Friday, August 29, 2008

Timmins chamber continues advocacy role

Timmins businessman, Rob Galloway, is looking forward to his year as the new president of the Timmins Chamber of Commerce so that the organization can continue its advocacy role, especially in the case of proposed changes to the Ontario Mining Act.
“Right now we’re working with the TEDC (Timmins Economic Development Corporation) and the city, to put together our comments on paper to the review process and we have until October 15 when that closes,” Galloway told Timmins reporters this week.
Galloway is referring to the plan by the Ontario government to overhaul the Mining Act insofar as it affects the exploration process for things such as prospecting, staking claims and carrying out diamond drill exploration work.

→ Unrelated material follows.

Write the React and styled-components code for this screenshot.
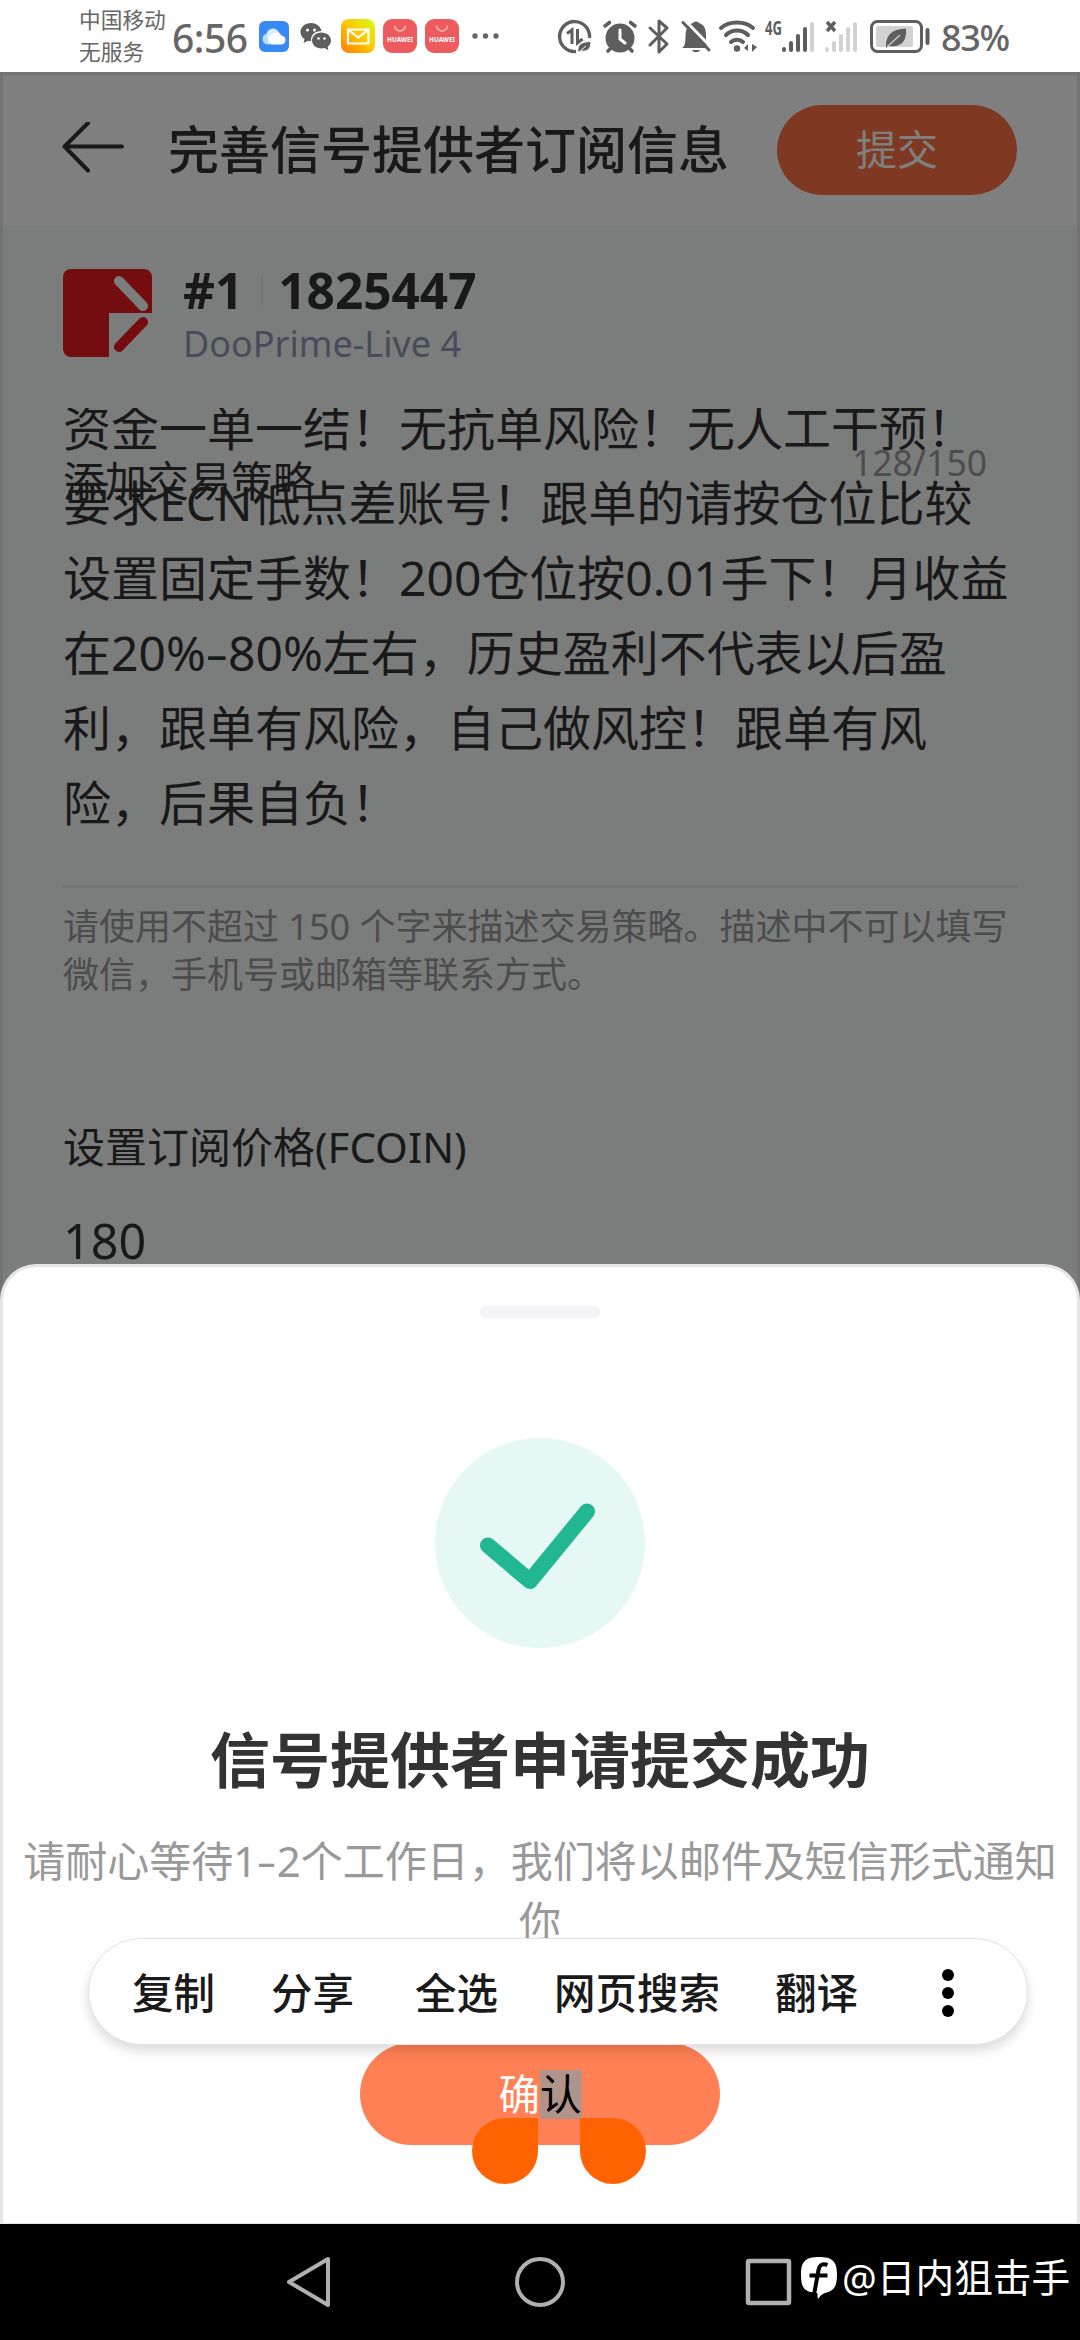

He added that the chamber is canvassing larger corporate members such as local mining companies to be sure their comments and concerns are included. “It’s critical for Timmins,” he said. “It’s the biggest industry we have obviously. Things are going very well at the moment and that’s good news. But we want to make sure that continues,” said Galloway.
He added that the chamber wants to be certain that any changes to the act work for the mining industry and the mining exploration industry.
“We also want it to work the for First Nations communities that we have close links with,” said Galloway.
He added that the mining concern will be more than apparent at the Chamber’s annual meeting on October 1, when Chris Hodgson, the president of the Ontario Mining Association will be a guest speaker.
That dinner will also be the final official function for outgoing chamber president Marilyn Wood, who says she is pleased with what has been accomplished in the past year. Business advocacy and information sharing are the two issues that Wood believes were the best part of her tenure as chamber president. She also conceded that the work of the chamber has raised its profile in the city.
“I think that we have definitely raised the profile because we have been able to supply very high quality information and have done a lot of research and background work,” said Wood.
“I think our businesses at the very least look to us for an opinion and that opinion always takes into account how the businesses will be impacted by various decisions at various government levels,” she added.
“Often they are opinions on political issues and so it may appear that its political but I think its more it is a response to the politics.”